Mr. Herrold, or “ Doc” as he is known to his
friends, watched these early experimented, duplicating and even exceeding their
efforts, but refraining from publicity.
In 1909, however, Herrold
constructed a huge “carpet” aerial containing over 11,500 feet of bronze wire and suspended it between two
seven story buildings in San Jose, and immediately he began establishing world
records for both telegraph and telephone communication.
Mr. Herrold’s operator during this period
beginning with 1909 was Mr. Ray Newby, then living in San Jose.
And later Mr. E.A. Portal and Mr. Frank Schmidt joined the company.
The October 1910 issue of the
magazine first issued by Hugo Gernsbach as an amateur publication mentions this carpet aerial
constructed by Mr. Herrold. The attention of residents
of San Jose was first drawn to the work of Mr. Herrold in 1909 by reason of the
spectacular appearance of the huge aerial in the downtown district. The early work of Dr. Herrold in what was
later to become radio station KQW was carried on under a variety of names – The
Herrold Laboratories, the National Wireless Telephone and Telegraph Co., and
others. A message received by Dr.
Herrold in September 1913 from the Bremerton Naval Radio Station stated that
the record “Trail of the Lonesome Pine” came in extra good.
In 1912, two-way communication by voice with occasional
presentation of music was established between the Garden City Bank Building in
San Jose and the Fairmont Hotel in San Francisco. This
was undoubtedly the first two-way voice broadcast by radio.
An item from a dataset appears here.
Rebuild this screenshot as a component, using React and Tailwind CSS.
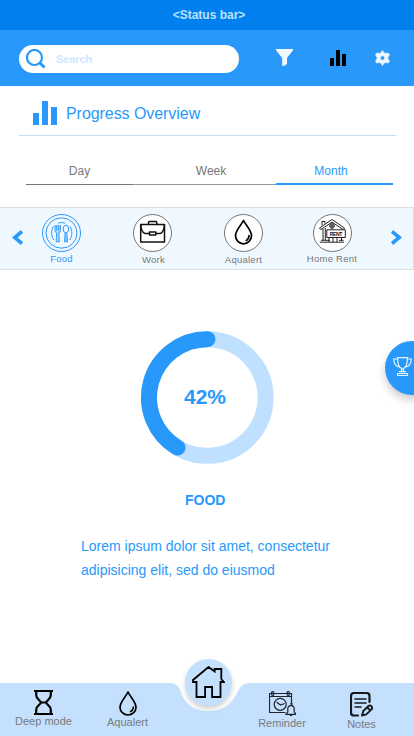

Immediately after the International Radio-Telegraph
Convention in 1912, Dr. Herrold applied for and received a license under the
new act, and from that time on he was never without a license to operate the
radio station except during the war period, when he was instructor.
In 1912, with the cooperation of the Wiley B. Allen music
store in San Jose, the first receiving studio in the world was
established. It consisted of two master receiving
sets and two dozen pairs of telephone receivers hanging around the walls with
chairs arranged for the comfort of the guests. Contrast
this with the modern high-fidelity loud speaking systems of
today. In 1915, Lt. Ellery Stone, U.S.
Radio Inspector at that time, came to San Jose and suggested to Dr. Herrold
that he broadcast music for the Panama-Pacific International Exposition
(The World’s Fair) in San Francisco. The plan
was immediately adopted and during the exposition a daily program of from six
to eight hours presentation was given. The
first broadcast was received at the foot of the Tower of Jewels on
the exposition grounds by Dr. Herrold himself, in company with Mr. Ford
King. The only station identification
made in those days was “This is the wireless telephone on the Garden City Bank
Building in San Jose, California”. It
was the only one in regular operation in the world.
After the Panama-Pacific
Exposition, Dr. Herrold continued his daily broadcasts, both with the original apparatus and with
equipment which he improved and invented from time to time. Entry
of the United States into the World War, and the consequent censorship of all radio transmitting and receiving sets, forced a
temporary suspension of experimentation and broadcasting.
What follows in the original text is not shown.